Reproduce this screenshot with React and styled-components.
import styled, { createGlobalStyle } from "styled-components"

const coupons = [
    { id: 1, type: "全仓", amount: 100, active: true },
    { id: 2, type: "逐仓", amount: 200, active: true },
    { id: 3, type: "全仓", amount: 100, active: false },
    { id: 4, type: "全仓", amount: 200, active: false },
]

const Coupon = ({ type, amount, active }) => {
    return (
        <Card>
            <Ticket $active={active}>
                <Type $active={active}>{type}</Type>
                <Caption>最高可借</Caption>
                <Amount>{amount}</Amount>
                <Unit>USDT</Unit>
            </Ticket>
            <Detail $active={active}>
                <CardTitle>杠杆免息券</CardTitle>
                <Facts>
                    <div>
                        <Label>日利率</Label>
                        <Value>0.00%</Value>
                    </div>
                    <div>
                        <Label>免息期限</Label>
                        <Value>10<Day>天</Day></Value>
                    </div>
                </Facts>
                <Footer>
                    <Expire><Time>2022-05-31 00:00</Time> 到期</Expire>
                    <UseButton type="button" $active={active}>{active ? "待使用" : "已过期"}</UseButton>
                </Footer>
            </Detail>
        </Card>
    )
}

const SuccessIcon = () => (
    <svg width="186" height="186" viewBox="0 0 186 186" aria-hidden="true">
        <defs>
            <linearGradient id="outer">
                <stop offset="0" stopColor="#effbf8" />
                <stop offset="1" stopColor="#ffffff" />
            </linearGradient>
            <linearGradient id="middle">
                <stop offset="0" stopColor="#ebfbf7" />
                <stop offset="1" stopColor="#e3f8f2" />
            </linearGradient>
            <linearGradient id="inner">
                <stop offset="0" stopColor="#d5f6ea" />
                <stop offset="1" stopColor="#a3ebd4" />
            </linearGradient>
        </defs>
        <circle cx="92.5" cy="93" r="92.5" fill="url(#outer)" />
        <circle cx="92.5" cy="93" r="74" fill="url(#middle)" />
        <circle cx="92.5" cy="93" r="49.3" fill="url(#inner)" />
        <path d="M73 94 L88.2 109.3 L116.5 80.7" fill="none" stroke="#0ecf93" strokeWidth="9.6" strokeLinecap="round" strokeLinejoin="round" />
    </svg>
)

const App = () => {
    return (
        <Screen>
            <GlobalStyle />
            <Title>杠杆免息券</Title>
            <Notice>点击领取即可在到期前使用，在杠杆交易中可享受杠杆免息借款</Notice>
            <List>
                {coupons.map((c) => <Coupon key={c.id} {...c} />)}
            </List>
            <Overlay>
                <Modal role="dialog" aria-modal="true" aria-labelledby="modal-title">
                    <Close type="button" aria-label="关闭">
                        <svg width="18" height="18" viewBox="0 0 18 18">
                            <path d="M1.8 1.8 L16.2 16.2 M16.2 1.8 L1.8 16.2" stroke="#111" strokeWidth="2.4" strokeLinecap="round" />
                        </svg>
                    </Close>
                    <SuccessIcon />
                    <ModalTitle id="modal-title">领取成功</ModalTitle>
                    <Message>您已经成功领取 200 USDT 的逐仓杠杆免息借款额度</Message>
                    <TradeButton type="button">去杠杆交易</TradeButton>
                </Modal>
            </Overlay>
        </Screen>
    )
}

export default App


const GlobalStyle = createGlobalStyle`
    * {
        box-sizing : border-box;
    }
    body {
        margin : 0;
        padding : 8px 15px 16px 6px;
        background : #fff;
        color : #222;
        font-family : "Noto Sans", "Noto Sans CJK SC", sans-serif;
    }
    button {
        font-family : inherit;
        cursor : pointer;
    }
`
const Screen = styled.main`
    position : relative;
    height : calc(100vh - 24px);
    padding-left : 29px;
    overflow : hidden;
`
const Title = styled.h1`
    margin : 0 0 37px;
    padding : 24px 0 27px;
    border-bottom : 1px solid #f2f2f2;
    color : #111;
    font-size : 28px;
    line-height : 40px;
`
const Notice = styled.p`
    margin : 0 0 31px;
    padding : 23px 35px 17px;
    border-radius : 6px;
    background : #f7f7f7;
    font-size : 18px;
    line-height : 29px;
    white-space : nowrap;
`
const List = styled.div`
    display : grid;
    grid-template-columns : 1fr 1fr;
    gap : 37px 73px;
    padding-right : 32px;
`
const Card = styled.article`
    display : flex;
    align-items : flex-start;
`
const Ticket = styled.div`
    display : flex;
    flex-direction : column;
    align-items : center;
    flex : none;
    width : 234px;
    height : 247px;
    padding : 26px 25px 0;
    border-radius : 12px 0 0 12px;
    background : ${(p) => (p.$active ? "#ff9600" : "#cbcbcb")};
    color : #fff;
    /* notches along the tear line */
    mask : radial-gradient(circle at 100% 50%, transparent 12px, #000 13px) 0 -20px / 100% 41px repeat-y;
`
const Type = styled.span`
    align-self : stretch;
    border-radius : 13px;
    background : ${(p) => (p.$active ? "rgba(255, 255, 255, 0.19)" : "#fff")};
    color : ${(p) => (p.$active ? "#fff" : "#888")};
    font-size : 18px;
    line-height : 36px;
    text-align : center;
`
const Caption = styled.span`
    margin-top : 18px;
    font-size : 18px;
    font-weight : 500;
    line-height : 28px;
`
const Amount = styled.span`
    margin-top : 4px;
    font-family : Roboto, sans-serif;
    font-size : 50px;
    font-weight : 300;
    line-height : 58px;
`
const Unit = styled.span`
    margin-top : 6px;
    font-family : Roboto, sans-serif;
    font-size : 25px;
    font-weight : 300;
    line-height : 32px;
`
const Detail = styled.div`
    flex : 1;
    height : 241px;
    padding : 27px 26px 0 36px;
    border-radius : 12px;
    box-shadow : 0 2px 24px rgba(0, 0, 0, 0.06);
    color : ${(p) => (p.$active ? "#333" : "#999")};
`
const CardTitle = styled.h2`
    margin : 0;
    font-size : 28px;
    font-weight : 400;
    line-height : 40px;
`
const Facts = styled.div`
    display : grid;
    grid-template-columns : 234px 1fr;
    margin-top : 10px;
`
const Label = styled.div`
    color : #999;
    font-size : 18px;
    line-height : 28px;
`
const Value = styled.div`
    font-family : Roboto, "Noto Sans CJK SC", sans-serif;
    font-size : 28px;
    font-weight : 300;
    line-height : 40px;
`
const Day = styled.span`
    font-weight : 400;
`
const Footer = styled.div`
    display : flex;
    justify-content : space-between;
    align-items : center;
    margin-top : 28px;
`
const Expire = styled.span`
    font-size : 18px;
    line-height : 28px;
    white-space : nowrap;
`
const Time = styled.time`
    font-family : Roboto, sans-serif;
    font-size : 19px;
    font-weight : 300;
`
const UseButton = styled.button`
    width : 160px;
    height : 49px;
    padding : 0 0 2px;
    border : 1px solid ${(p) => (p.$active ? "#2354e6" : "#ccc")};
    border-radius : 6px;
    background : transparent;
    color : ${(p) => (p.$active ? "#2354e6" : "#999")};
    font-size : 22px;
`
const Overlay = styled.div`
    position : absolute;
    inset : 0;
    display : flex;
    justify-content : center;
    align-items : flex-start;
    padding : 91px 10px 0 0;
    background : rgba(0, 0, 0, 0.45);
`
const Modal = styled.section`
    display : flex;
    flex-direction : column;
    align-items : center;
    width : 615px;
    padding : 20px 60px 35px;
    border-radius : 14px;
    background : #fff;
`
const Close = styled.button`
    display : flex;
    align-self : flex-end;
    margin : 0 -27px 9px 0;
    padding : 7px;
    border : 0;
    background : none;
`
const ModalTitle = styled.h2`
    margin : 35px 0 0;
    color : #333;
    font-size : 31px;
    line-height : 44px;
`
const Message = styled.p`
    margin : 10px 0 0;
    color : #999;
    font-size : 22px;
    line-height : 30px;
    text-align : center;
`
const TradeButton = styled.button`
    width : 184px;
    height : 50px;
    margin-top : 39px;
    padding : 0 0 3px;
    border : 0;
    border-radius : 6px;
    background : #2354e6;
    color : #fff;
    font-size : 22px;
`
---
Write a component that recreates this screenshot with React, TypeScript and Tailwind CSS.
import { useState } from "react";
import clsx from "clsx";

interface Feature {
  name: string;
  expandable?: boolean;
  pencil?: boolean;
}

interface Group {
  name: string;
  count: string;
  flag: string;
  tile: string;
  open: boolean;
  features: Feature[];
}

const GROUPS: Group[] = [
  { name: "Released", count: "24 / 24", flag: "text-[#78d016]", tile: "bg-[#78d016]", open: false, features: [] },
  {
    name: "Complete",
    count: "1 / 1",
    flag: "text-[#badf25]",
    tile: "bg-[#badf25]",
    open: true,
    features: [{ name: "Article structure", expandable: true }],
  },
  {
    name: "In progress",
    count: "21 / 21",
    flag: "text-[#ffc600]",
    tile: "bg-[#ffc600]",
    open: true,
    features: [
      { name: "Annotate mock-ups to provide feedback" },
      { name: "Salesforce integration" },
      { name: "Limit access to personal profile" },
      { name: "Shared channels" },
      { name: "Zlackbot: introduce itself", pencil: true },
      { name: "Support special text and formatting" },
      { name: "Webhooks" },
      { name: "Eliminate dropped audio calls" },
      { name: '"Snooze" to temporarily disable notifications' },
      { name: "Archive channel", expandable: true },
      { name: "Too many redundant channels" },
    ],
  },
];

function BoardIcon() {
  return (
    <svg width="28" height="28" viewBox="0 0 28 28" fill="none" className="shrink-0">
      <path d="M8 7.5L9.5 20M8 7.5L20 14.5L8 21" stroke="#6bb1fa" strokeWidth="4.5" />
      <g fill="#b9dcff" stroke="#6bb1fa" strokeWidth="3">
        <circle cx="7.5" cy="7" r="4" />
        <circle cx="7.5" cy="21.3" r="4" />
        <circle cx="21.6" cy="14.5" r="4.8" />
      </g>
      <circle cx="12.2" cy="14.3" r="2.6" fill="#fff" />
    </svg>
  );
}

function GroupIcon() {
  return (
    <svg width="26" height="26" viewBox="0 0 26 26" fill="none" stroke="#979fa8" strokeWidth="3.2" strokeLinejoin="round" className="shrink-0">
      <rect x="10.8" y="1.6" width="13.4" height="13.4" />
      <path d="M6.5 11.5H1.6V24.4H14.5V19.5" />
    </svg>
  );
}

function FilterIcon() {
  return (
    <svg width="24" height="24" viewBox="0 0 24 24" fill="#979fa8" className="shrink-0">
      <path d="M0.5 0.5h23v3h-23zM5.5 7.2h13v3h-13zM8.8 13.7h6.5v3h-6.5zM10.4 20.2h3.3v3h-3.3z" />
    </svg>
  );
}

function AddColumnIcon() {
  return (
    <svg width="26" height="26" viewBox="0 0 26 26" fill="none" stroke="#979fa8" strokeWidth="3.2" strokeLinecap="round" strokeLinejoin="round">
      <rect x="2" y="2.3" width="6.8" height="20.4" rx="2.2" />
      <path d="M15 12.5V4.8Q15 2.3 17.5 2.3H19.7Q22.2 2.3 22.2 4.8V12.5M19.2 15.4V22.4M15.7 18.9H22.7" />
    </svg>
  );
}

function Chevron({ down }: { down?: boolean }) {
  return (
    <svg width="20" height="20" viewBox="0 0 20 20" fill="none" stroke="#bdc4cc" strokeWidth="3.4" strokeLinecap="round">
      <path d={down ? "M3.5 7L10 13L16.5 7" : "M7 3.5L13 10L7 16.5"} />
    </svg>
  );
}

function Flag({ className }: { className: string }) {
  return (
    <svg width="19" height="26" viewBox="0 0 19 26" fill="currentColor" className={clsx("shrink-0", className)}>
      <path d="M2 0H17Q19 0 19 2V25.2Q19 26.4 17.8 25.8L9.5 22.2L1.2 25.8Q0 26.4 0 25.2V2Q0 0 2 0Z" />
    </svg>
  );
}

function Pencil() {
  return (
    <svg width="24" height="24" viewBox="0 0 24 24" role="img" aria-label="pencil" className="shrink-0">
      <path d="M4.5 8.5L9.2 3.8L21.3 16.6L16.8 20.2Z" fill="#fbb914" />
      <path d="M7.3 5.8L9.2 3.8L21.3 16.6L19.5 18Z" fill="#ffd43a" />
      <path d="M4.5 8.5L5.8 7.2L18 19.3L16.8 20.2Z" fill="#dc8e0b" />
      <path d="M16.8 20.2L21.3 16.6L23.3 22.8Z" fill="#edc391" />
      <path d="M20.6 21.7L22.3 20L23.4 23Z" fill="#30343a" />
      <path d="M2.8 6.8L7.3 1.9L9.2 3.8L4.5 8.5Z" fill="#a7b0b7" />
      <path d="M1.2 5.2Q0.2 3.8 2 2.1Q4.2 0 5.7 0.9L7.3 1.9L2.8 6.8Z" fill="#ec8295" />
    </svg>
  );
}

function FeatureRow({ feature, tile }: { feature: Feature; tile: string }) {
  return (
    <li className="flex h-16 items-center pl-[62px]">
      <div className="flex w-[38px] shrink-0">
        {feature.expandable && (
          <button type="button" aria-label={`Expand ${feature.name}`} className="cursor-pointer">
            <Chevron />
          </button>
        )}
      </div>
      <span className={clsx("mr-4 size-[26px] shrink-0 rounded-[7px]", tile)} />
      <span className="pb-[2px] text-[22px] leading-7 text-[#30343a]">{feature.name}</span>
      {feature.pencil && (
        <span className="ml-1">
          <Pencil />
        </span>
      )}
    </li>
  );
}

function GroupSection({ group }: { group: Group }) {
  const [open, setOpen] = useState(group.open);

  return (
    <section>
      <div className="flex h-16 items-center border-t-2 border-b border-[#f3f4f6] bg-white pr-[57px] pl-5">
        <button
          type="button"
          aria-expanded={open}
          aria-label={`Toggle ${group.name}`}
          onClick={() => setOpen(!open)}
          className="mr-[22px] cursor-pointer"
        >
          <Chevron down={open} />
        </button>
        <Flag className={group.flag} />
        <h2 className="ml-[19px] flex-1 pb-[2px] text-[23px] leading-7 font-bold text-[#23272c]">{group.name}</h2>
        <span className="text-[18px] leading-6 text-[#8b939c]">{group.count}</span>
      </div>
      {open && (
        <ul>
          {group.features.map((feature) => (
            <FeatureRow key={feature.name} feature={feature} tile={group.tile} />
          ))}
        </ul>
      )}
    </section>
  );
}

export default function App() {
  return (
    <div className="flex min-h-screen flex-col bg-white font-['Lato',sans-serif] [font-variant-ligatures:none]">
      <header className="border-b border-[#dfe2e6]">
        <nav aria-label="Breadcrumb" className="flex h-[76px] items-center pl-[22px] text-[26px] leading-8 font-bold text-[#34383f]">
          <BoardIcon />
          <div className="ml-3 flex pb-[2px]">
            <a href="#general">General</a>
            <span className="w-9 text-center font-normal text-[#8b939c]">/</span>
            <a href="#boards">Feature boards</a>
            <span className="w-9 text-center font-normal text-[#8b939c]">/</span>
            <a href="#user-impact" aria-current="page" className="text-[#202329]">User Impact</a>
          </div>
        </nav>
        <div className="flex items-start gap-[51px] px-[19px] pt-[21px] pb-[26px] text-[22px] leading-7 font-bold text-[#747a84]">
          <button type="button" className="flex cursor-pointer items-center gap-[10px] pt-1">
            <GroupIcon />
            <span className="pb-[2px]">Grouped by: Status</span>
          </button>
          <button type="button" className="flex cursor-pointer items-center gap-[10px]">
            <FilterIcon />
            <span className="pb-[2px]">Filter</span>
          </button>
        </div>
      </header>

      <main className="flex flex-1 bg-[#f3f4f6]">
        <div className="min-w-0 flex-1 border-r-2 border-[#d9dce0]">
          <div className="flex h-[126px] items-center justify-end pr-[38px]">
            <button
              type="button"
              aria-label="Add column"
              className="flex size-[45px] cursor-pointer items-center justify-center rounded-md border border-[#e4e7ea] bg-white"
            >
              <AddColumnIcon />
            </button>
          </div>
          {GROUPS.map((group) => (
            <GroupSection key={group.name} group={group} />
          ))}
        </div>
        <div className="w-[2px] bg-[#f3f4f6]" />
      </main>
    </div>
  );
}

Your instructions ▸ Using the listing above, locate the lines that hold "components" and copy each one.

Response to this task ▸
Reproduce this screenshot with React and styled-components.
import styled, { createGlobalStyle } from "styled-components"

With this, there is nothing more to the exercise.